According to the report, its new formulation patent was granted in 2009 and is set to expire in 2029.
When South Africa first adopted bedaquiline for treating MDR-TB in 2018, a six-month course cost the Department of Health R9,950. By 2019, this price had almost halved to R5,400.
Between then and now, the price has stagnated, even increasing slightly to R5,744 by 2022.
Spotlight also reported that University of Liverpool researchers calculated the price could reduce to $100 (currently around R1,800) with adequate volume and generic competition.
While South Africa appears to be in the privileged position where funding and access to treatment are less of a concern than detection, University of Cape Town associate professor Helen Cox tells MyBroadband that it’s not quite so simple.
Cox is an epidemiologist with drug-resistant-TB experience at the Institute of Infectious Diseases and Molecular Medicine, a Division of Medical Microbiology at UCT.
“South Africa is very constrained in our TB response by available budgets,” Cox explained.
“Cost savings in one area, such as the price of bedaquiline, could easily be repurposed into funding activities to diagnose more individuals with TB and drug-resistant TB, treat them more rapidly, and treat them with a more person-centred approach.”
Regarding improving diagnosis, Cox said South African guidance now endorses more comprehensive management and follow-up for individuals most at risk for TB.
This includes people living with HIV and people who were in close contact with an individual already diagnosed with TB.
“These individuals should be managed with a ‘test and treat’ approach, where they are all offered testing for active TB,” explained Cox.
Those who are positive are provided TB treatment.

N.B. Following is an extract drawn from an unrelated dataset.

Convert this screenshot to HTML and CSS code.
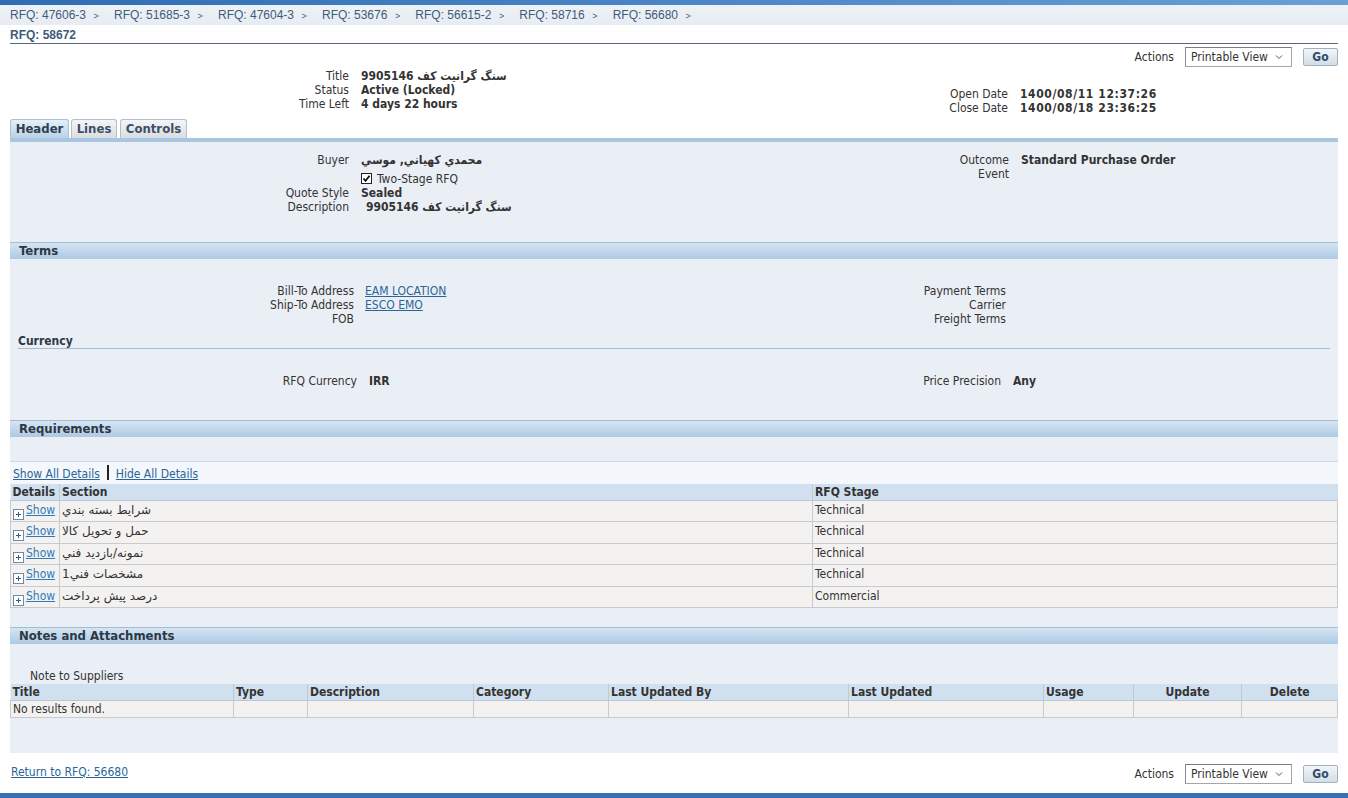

At the same time, those who are negative are offered preventive therapy, which will substantially reduce their risk of getting active TB in the succeeding 6–12 months.
“This is an ambitious proposal that will likely require additional funding to effectively roll out,” said Cox.
“As I understand the current funding situation in the TB programme, there have been no additional funds allocated to this new strategy.”
Cox said that reducing the cost of bedaquiline for the estimated 22,000 individuals who develop drug-resistant TB in South Africa each year would be a big win for the TB programme.
South Africa procures TB medicines via direct tender and not the GDF.
Johnson & Johnson has not answered MyBroadband’s questions about its patents in South Africa and has yet to confirm whether it will continue enforcing them here.